_TASK INPUT_

** Start **

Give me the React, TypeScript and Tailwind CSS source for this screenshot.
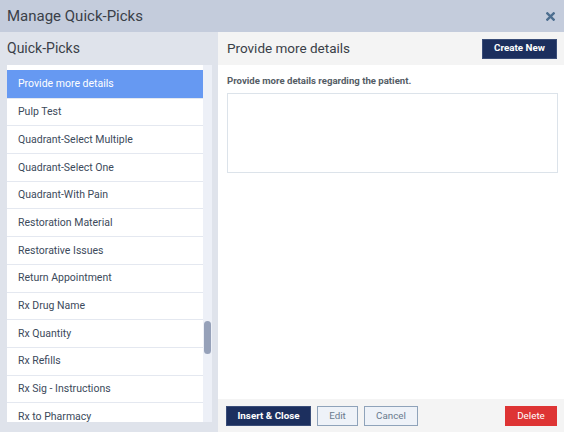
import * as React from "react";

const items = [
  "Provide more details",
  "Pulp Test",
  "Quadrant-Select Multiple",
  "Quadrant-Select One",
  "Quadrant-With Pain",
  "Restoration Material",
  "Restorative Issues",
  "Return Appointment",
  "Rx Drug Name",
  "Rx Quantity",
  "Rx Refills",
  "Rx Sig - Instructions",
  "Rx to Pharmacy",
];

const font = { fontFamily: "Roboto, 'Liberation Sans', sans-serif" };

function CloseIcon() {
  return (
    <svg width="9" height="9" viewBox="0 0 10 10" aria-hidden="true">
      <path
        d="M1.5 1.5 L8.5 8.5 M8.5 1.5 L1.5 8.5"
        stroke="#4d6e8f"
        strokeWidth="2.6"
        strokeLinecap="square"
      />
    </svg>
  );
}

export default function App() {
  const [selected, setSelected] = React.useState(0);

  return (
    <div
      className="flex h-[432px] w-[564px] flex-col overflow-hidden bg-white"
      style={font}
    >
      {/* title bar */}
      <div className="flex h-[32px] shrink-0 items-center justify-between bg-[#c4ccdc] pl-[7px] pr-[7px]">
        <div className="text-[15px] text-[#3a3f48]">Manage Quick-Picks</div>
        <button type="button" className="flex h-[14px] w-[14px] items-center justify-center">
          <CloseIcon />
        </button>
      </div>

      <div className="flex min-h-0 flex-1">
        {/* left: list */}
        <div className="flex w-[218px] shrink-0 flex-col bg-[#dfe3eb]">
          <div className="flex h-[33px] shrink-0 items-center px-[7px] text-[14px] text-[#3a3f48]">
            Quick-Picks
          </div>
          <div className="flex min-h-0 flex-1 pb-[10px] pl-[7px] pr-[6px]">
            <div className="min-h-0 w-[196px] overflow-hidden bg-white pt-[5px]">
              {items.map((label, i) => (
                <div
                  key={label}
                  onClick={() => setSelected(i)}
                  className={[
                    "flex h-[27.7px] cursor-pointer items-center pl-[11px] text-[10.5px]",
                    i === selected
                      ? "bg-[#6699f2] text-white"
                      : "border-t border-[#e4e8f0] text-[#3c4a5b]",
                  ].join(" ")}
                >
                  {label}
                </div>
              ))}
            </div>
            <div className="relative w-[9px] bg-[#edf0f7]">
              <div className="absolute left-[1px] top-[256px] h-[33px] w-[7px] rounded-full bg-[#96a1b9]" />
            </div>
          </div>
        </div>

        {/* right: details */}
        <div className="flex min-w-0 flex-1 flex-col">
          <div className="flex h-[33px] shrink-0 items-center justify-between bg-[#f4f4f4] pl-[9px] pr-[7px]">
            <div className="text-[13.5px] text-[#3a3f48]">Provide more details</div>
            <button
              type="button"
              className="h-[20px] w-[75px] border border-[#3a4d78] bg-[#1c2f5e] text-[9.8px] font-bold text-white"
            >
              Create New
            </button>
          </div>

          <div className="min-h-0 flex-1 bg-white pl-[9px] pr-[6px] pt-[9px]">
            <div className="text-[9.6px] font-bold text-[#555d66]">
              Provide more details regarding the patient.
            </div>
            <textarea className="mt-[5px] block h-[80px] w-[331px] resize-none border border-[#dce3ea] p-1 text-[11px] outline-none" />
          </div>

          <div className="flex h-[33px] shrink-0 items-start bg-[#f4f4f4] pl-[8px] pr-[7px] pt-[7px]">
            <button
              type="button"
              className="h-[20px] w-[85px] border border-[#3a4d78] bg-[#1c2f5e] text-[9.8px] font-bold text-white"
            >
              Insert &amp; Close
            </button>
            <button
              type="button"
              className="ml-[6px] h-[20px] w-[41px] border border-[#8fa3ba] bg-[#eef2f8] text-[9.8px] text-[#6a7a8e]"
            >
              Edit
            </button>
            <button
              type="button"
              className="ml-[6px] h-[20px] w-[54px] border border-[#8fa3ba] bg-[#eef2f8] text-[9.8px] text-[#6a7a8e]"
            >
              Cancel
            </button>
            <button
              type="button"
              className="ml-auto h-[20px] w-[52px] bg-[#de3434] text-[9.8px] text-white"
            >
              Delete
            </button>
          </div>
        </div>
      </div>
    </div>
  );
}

** End **
** Start **

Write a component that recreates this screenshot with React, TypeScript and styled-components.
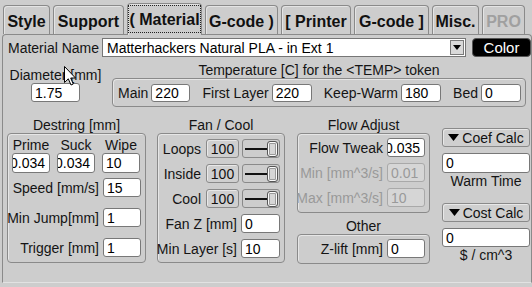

** End **

Go through the material and copy out every line with "React" in it.

_EXERCISE OUTPUT_
Give me the React, TypeScript and Tailwind CSS source for this screenshot.
import * as React from "react";
  const [selected, setSelected] = React.useState(0);
Write a component that recreates this screenshot with React, TypeScript and styled-components.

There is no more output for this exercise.